In takeover wars for a company, it’s normal for the fighting to get a little dirty. But Dish Network’s latest accusations against Japan’s Softbank—both of which are vying to buy Sprint, the US’s number-three mobile carrier—are a bit ridiculous.
On a new web site, nationalsecuritymatters.com, Dish basically says the acquisition of Sprint by a non-US company would lead to Chinese spying, hacking, and general mayhem that would be a threat to US security. In an interview with USA Today, Dish chairman Charlie Ergen said the modernization of Sprint’s network needs to be done with US employees who speak English, namely Dish. On the site, Dish also argues that Softbank uses Chinese telecom equipment makers for its wireless network in Japan. As a result, Sprint’s network could also become dependent on Chinese mobile-phone makers.
There is no doubt that Chinese telecom firms like Huawei and ZTE raise alarm bells in the US; an acquisition by Softbank requires clearance from the government’s Committee on Foreign Investment in the US (CFIUS), which examines sensitive foreign deals.
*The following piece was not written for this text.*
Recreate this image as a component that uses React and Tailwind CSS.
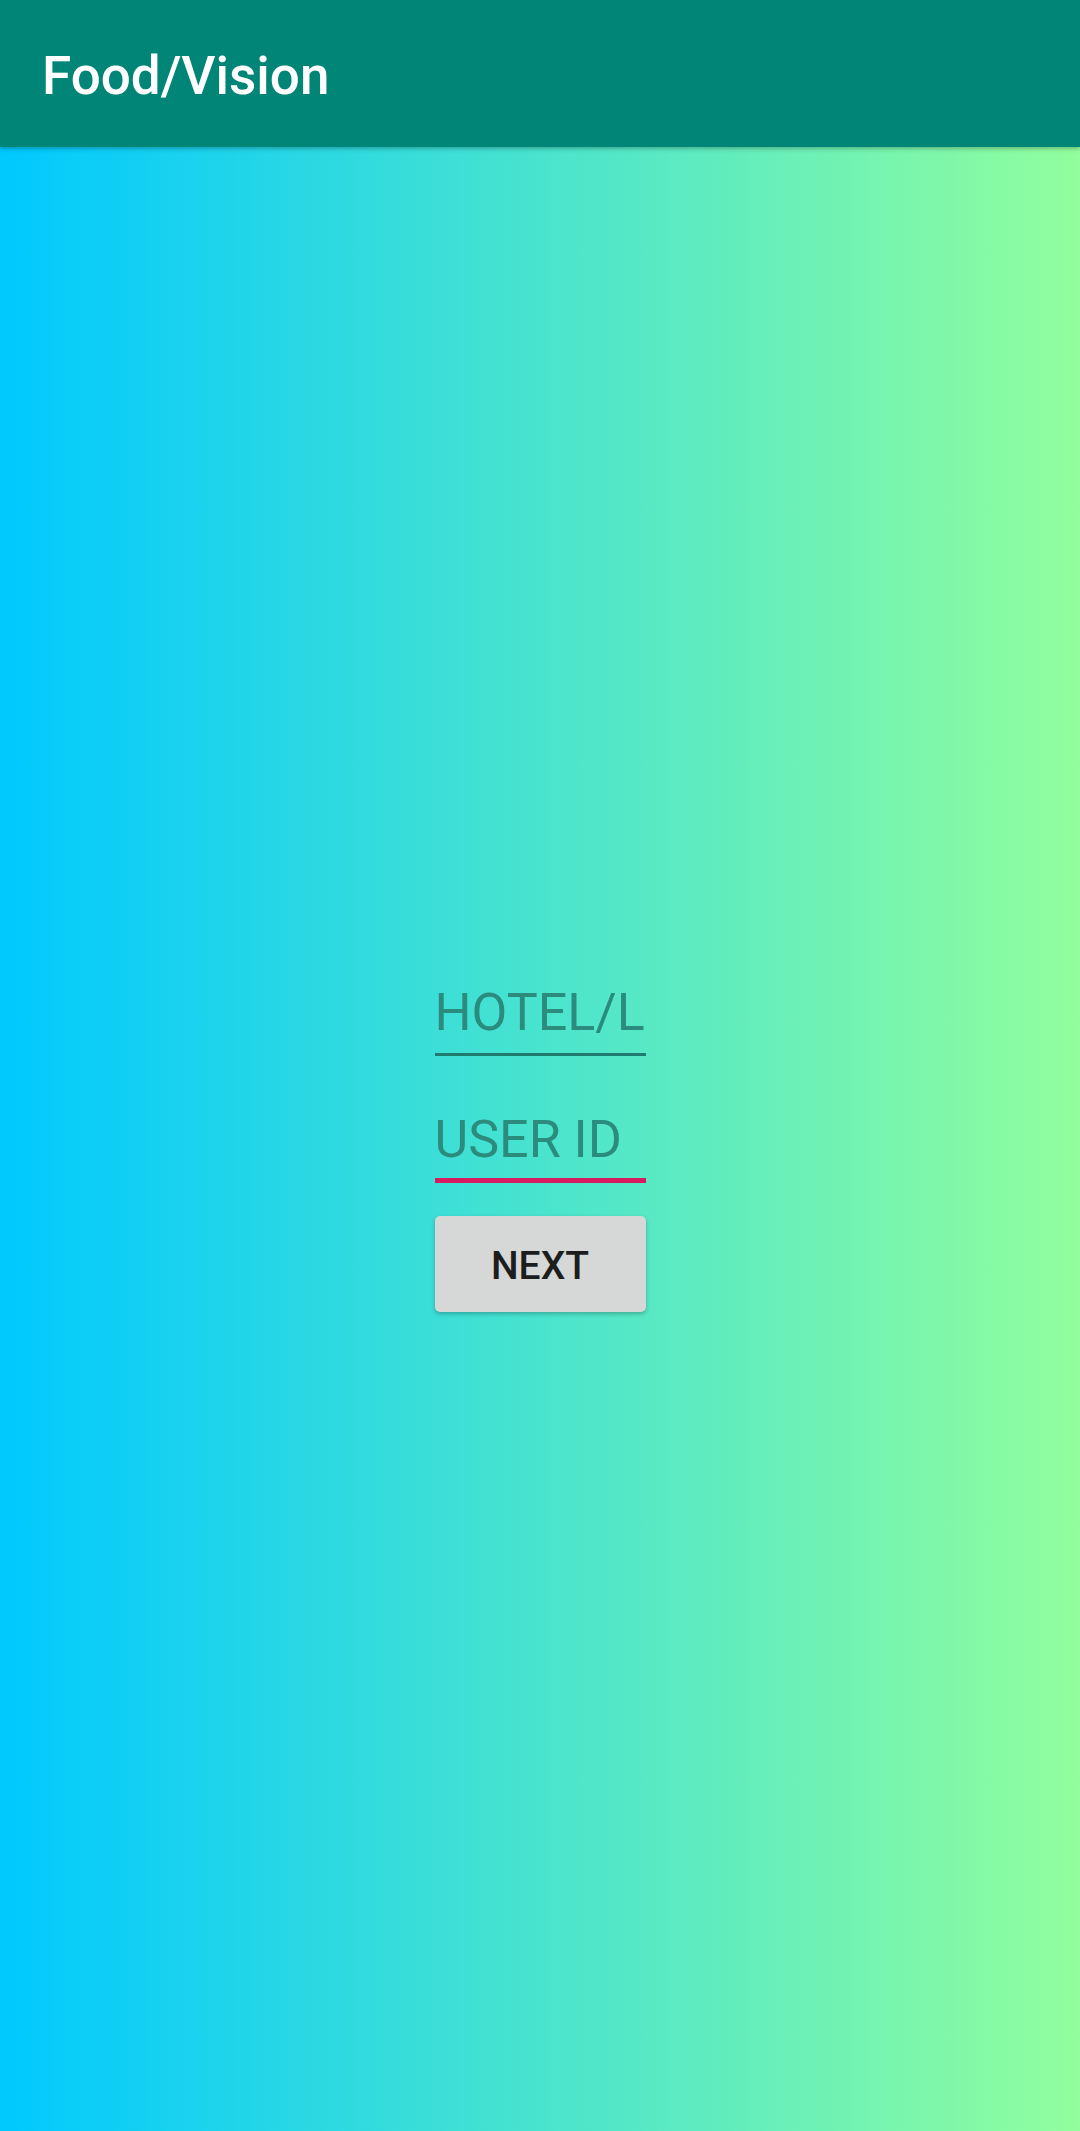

But Softbank and Sprint have already agreed not to use equipment from Huawei and ZTE. Softbank has also offered to pay $1 billion to remove the Huawei equipment already used by Clearwire, the US wireless company that Sprint is trying to fully acquire. Dish, by contrast, which doesn’t require CFIUS approval, has not said what it would do with Clearwire’s Huawei equipment.
Dish also criticizes Softbank’s roughly 30% stake in the Alibaba Group, China’s largest e-commerce firm, which Dish says supported censorship by the Chinese government. But Dish omits to mention that until a year ago, US internet company Yahoo was an even bigger shareholder in Alibaba. Yahoo now owns about 20%.
Sources close to Dish said that its views on Softbank are not about being anti-foreign, and CFIUS should take the issues it has raised seriously. For example, Sprint has a lot of sensitive contracts with the US government, while Softbank was involved in a company accused of bribing Chinese officials for government contacts.
But CFIUS was already moving forward with its review without raising any major concerns before Dish launched its bid in April, six months after the Softbank-Sprint deal was announced. Trying to stir up objections now feels like a desperate act. The US Federal Communications Commission also looks like it’s on track to approve the Sprint-Softbank tieup, though Dish asked the FCC to suspend its review. Dish would also have to get FCC approval for its deal.
If CFIUS and the FCC give the green light to Softbank, it will be up to Sprint investors to decide which offer they prefer, and the main things they will care about is deal certainty and price. Softbank is offering $20.1 billion for a 70% stake in Sprint, while Dish’s offer was valued at around $25.5 billion for the whole company.